Le modèle de peau humaine du Laboratoire d'organogénèse expérimentale est formé de couches bien distinctes dans lesquelles on trouve des cellules (en rouge), du collagène (en bleu) et des vaisseaux sanguins. La masse circulaire au centre de l'image est formée de cellules cancéreuses.
— LOEX
Le directeur du LOEX en connaît un bout sur la culture cutanée puisqu'il étudie la question depuis bientôt 30 ans. À force d'essais et erreurs, son équipe est parvenue à reconstituer in vitro les différentes couches de la peau, puis à leur fournir les conditions gagnantes pour qu'elles s'organisent en un tout cohérent. Cette peau autoassemblée comprend un épiderme, une couche basale et un derme dans lequel on trouve des vaisseaux sanguins.

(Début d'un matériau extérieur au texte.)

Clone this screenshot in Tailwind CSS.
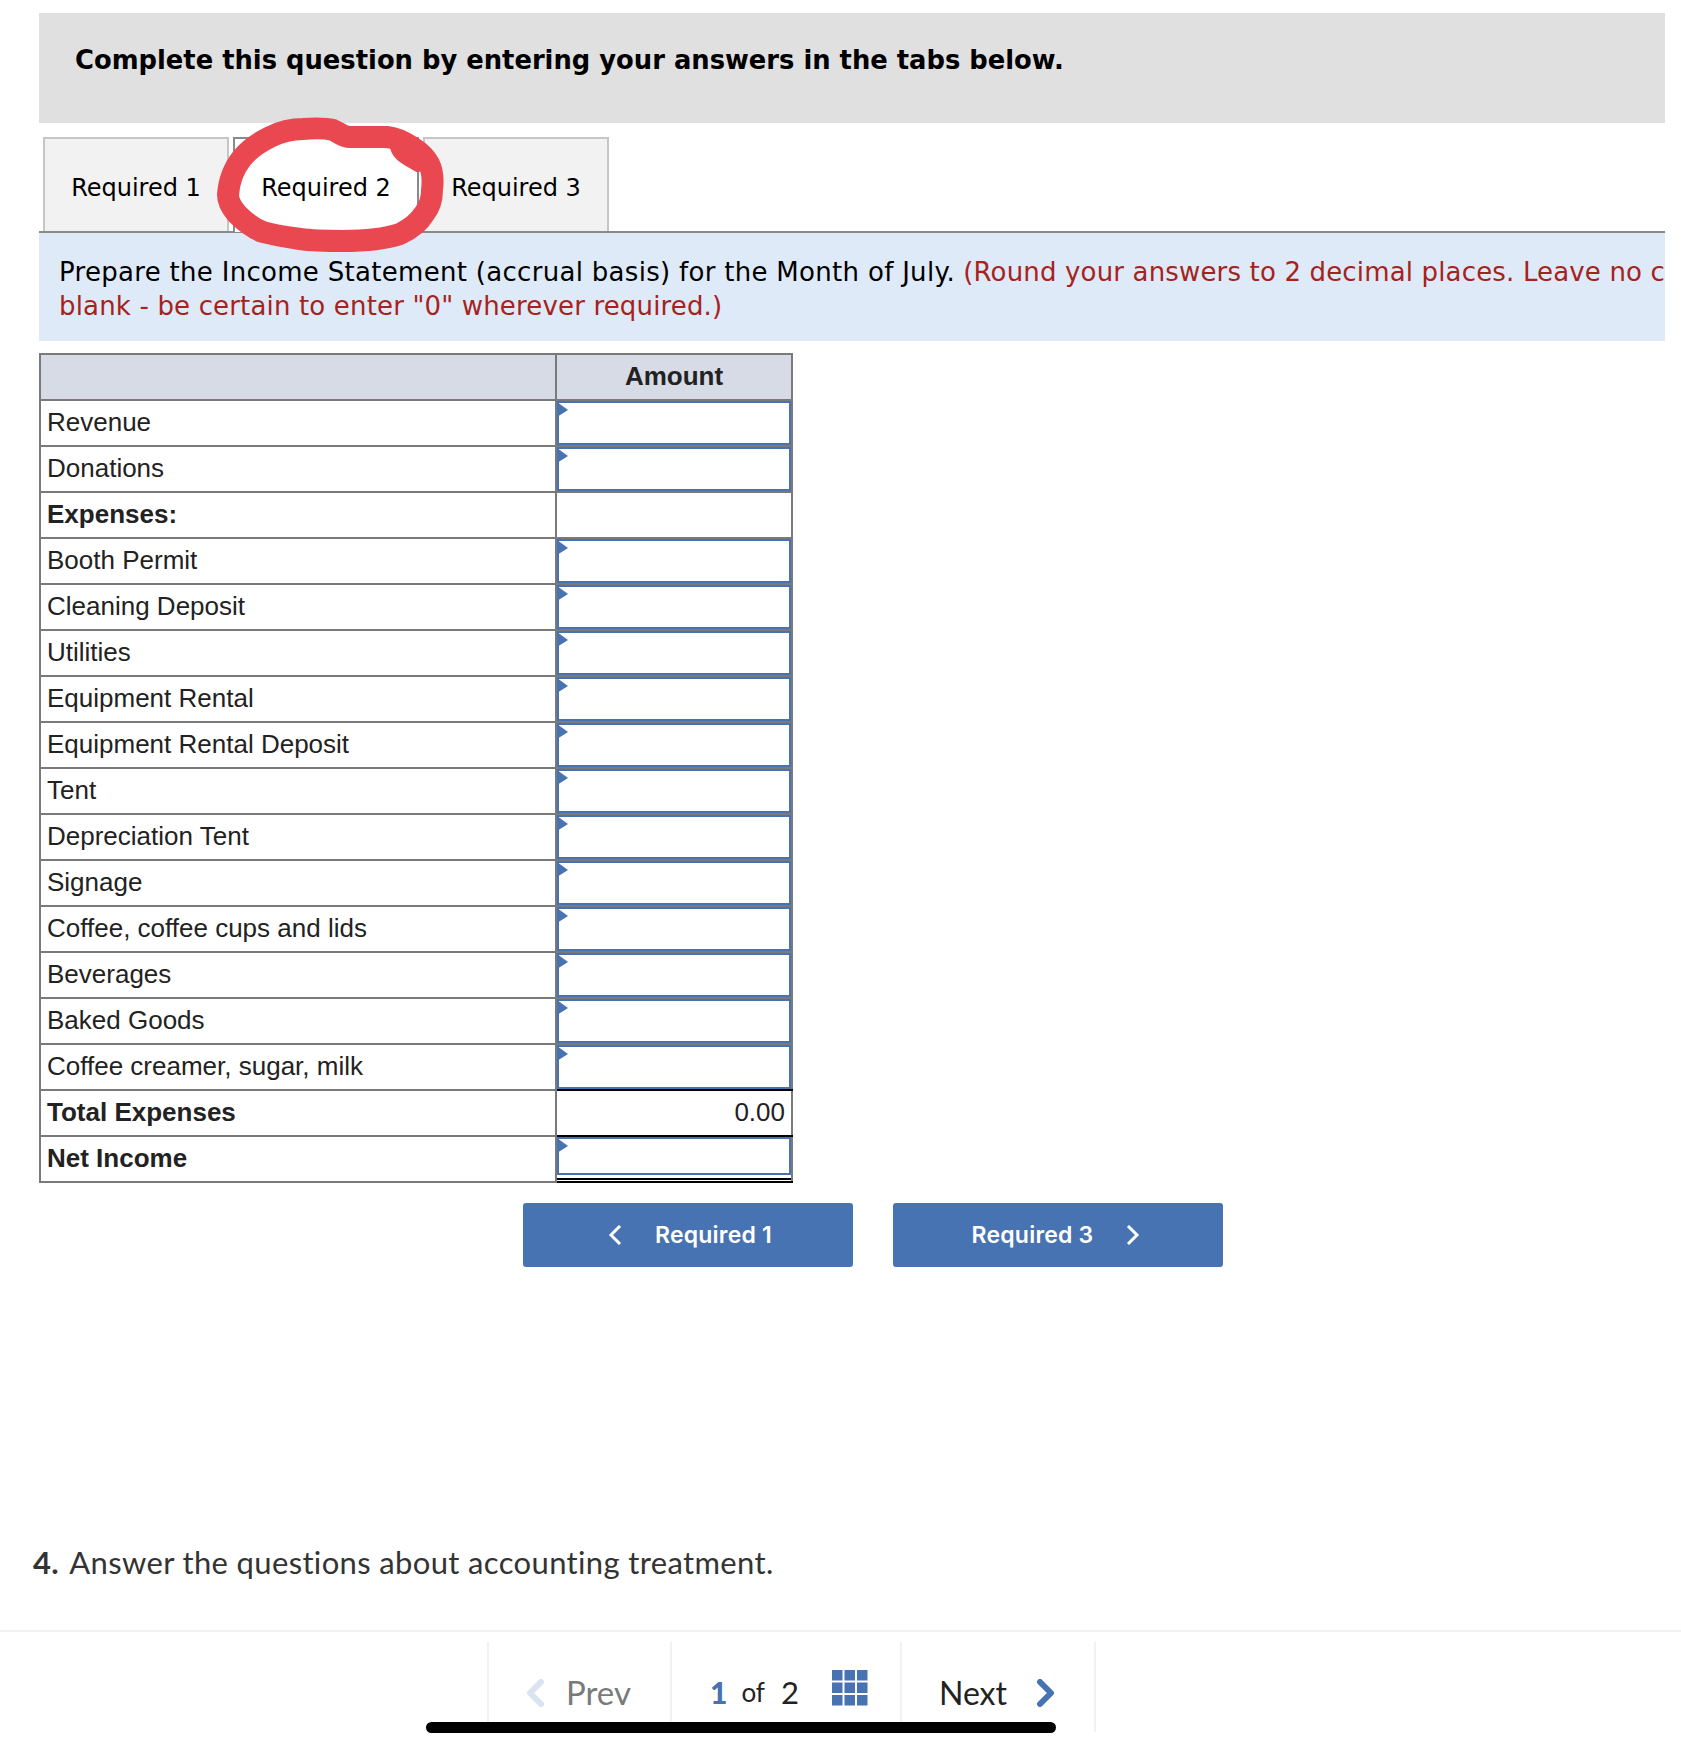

Pour produire leur modèle de peau cancéreuse, les chercheurs ont ajouté deux types de mélanomes – un qui produit des métastases et l'autre non – au milieu dans lequel l'épiderme est cultivé. «En conditions réelles, c'est dans cette couche que les mélanomes apparaissent, signale le professeur Auger. Par la suite, ils se développent de façon radiale avant de plonger vers le derme. Les mélanomes qui produisent des métastases peuvent alors migrer en empruntant la circulation sanguine. Les choses se passent de la même façon dans notre modèle de peau.»
Selon le chercheur, cette invention colle mieux à la réalité que les modèles animaux et les autres modèles de peau cultivée in vitro qui font tous appel, à divers degrés, à des biomatériaux. «La présence de vaisseaux sanguins et de couches cellulaires bien distinctes qui communiquent entre elles reproduit bien la morphologie et la physiologie de la peau humaine. Cela va permettre de pousser plus loin les études sur les mélanomes et sur leur traitement.»
Le mélanome est la forme la moins courante de cancer de la peau, mais il fait des ravages lorsqu'il produit des métastases. On lui attribue 75% de tous les décès causés par cette maladie, soit environ 10 000 victimes annuellement aux États-Unis et 10 fois moins au Canada. «Le nombre de cas est en hausse en dépit des campagnes de sensibilisation parce que les mélanomes qui apparaissent aujourd'hui résultent de l'accumulation de dommages à l'ADN de la peau qui ont commencé il y a des décennies», rappelle-t-il.
La méthode utilisée par les chercheurs du LOEX pour produire ce modèle de peau est décrite dans un récent numéro de la revue Clinical and Experimental Metastasis. L'article est signé par Laure Gibot, Todd Galbraith, Jacques Huot et François A. Auger.